Quella che si sta avviando alla conclusione è stata una settimana particolare per la quotazione dell’oro. Le minacce della Corea del Nord e l’imprevedibilità di Trump avevano provocato alcuni giorni fa un aumento delle quotazioni dell’oro. In puro clima da corsa al bene rifugio, il prezzo dell’oro è schizzato salvo poi iniziare a ritracciare non appena la tensione sulla Nord Corea ha iniziato e ridursi. Il copione di quella che la stampa definisce come crisi Nord Corea è noto visto che non è la prima volta che si verifica una recrudescenza seguita da un allentamento della tensione.
La morale di quello che è avvenuto nel corso di questa settimana, grafico quotazione oro alla mano, è abbastanza chiaro: senza la tensione in Corea non ci sono motivi forti da poter spingere il prezzo dell’oro in avanti (al netto delle sparate di Trump). Il prezz dell’oro, quindi, dai massimi su 11 mesi si è portato a 1315 dollari al barile. L’inversione di rotta è avvenuta a seguito della pubblicazione di alcuni dati macro sull’economia americana. In particolare il Pil degli Stati Uniti del secondo trimestre migliore delle attese e la stima occupati Adp di agosto molto incoraggiante hanno attestato che l’economia degli States sta decisamente in salute.
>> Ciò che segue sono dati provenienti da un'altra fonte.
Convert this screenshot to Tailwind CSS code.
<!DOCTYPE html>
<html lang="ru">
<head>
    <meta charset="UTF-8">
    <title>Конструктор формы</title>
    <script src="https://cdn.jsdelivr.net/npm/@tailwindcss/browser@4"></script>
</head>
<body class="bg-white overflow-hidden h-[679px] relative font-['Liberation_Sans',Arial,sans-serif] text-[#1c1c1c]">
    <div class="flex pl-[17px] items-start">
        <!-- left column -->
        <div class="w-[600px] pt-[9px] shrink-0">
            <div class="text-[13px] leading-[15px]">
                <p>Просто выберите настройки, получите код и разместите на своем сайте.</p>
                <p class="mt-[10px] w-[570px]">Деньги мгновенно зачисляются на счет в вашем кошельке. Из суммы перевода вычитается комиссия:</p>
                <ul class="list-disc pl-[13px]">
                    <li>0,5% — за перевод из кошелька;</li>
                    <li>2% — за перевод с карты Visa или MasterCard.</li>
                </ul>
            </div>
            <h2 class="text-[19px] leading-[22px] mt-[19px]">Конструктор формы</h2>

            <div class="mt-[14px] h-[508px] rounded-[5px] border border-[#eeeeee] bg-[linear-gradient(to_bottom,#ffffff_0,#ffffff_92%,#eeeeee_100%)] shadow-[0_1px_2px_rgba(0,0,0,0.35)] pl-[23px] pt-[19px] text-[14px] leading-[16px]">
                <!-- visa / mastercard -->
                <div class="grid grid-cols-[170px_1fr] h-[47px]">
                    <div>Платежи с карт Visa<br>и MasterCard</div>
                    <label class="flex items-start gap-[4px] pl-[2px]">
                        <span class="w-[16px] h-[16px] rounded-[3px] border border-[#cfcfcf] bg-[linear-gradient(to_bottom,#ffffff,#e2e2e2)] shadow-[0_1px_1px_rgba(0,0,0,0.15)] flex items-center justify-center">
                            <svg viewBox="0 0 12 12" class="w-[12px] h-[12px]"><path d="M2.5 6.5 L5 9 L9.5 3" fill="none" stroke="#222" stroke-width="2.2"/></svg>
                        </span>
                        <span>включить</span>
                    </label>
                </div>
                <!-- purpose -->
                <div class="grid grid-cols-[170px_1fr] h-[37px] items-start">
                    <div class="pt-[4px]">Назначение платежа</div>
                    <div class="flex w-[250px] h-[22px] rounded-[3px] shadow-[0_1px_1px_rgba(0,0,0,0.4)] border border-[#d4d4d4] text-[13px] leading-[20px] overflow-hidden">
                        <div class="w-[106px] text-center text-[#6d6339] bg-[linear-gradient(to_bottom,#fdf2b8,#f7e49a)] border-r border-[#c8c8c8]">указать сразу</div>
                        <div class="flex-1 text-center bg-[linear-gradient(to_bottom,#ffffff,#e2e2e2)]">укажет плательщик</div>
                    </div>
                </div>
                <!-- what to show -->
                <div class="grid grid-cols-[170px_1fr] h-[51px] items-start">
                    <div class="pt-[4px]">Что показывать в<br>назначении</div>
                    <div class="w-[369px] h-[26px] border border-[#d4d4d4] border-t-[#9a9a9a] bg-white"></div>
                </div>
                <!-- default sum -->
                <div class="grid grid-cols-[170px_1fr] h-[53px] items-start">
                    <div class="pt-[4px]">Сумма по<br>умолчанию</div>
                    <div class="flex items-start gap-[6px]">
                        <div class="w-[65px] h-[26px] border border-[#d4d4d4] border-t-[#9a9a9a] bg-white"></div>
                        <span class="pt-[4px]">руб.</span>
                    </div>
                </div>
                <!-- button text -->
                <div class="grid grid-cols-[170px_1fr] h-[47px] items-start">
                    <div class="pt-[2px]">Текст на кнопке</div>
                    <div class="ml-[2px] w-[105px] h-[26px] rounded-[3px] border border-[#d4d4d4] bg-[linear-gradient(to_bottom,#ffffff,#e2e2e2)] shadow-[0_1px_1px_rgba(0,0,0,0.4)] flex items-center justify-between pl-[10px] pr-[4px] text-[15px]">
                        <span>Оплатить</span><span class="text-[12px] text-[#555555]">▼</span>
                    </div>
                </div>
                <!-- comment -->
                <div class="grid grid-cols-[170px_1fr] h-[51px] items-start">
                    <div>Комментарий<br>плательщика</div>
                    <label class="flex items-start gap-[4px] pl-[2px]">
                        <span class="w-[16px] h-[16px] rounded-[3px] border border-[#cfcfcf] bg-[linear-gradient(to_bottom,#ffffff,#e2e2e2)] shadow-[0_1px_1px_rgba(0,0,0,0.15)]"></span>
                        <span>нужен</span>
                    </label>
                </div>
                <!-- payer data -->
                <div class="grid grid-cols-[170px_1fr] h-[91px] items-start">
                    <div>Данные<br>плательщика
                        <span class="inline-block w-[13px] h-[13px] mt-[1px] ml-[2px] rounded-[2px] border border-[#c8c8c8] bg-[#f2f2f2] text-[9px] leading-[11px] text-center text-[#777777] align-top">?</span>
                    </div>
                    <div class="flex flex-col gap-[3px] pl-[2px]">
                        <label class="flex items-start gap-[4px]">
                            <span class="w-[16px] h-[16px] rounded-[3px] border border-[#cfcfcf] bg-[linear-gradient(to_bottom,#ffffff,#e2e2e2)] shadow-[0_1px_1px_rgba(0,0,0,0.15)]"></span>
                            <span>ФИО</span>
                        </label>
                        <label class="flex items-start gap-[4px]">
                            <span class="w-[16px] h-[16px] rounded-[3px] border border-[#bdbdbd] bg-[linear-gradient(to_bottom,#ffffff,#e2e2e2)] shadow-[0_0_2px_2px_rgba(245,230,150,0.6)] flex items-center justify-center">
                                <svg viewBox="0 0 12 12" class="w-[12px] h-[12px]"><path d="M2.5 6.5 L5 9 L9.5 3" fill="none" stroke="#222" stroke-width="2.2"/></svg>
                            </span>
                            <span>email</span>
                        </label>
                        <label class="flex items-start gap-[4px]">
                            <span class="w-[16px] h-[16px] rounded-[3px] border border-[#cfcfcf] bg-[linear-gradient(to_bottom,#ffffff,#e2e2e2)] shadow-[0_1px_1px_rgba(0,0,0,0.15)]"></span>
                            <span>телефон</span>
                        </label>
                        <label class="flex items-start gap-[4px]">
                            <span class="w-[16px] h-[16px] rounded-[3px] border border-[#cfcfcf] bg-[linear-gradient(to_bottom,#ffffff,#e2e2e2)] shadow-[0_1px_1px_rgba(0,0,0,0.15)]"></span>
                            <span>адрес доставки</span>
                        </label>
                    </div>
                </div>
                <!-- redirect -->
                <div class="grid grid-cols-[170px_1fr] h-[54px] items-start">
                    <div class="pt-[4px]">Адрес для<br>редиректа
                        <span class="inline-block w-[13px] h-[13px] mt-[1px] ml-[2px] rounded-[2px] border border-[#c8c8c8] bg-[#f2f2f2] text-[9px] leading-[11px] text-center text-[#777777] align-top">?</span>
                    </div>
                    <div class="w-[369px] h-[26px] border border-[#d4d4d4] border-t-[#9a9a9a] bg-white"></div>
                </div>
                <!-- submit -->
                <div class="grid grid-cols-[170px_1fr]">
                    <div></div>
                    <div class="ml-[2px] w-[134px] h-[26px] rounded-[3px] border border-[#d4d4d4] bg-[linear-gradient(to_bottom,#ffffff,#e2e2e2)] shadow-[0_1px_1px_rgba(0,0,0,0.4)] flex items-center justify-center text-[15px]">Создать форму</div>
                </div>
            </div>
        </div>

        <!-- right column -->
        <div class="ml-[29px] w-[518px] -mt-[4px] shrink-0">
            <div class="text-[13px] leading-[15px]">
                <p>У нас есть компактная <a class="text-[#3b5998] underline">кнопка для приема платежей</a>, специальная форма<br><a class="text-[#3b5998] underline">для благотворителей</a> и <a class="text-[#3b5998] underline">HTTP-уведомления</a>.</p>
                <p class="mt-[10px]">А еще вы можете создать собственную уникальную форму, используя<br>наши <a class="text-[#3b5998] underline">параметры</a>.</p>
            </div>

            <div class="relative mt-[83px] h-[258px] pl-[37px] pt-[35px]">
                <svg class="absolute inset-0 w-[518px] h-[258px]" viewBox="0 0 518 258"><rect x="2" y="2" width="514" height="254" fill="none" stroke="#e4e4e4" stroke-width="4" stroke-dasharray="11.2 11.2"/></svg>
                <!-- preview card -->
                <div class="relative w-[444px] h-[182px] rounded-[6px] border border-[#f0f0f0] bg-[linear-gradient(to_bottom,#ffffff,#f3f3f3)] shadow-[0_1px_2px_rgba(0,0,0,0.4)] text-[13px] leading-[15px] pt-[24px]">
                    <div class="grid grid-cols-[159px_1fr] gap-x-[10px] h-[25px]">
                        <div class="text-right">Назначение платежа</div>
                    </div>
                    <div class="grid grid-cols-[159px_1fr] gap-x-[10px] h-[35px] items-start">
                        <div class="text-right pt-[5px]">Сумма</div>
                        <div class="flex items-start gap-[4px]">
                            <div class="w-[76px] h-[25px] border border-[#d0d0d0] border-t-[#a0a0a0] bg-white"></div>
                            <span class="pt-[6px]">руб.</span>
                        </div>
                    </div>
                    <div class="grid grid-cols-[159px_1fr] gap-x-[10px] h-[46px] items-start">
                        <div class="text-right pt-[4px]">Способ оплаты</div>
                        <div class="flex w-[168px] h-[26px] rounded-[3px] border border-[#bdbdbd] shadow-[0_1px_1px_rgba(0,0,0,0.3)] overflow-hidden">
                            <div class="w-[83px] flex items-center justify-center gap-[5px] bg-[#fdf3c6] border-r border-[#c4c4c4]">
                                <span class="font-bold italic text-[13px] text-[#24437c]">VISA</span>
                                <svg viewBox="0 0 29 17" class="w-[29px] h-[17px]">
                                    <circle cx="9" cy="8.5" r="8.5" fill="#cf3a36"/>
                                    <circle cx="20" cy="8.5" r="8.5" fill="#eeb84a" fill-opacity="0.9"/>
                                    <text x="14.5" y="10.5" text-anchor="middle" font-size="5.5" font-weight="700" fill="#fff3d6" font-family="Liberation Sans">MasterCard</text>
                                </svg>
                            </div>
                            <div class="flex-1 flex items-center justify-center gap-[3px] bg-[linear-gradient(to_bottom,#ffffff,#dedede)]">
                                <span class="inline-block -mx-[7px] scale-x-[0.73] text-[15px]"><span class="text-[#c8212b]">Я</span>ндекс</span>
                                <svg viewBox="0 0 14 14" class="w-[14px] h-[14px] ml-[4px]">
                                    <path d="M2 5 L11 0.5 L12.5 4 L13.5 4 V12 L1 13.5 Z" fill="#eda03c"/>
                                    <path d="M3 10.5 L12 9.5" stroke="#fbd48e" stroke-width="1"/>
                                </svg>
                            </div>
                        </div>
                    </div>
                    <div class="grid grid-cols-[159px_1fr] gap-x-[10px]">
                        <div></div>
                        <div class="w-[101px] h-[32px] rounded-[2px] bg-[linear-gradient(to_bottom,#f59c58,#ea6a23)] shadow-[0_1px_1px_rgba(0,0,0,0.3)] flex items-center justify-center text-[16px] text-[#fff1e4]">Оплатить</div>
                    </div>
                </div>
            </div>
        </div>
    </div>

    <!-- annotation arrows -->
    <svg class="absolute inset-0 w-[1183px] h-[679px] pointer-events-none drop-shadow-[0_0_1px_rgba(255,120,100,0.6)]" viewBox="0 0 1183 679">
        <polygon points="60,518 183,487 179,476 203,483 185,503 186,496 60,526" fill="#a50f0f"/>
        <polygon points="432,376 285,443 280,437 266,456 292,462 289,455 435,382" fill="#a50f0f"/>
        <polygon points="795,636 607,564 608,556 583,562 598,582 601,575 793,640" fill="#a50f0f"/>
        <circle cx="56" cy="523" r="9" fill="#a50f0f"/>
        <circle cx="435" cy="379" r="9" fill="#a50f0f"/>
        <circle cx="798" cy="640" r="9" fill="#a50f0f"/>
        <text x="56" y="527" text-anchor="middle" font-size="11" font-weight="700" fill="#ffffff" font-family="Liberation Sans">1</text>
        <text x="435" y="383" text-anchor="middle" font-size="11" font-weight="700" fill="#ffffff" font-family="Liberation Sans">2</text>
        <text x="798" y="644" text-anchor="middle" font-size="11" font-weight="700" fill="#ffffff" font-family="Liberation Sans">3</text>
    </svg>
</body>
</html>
Con un quadro macro positivo, la possibilità che la Federal Reserve aumenti i tassi nel board di dicembre è tornata a prendere quota.
Tutto questo ha logicamente interrotto la corsa dell’oro. Si sono anzi aperte nuove prospettive che hanno avuto un impatto anche sul cambio Euro Dollaro. A fare la differenza, come sempre, sono i fondamentali più che la perrenne crisi nord coreana.
Fermo restando che l’andamento del prezzo dell’oro possa subire comunque accelerazioni come quella di questa settimana, a fare davvero la differenza sembra essere solo la Federal Reserve. Senza crisi coreana non c’è motivo per correre ai beni rifugio.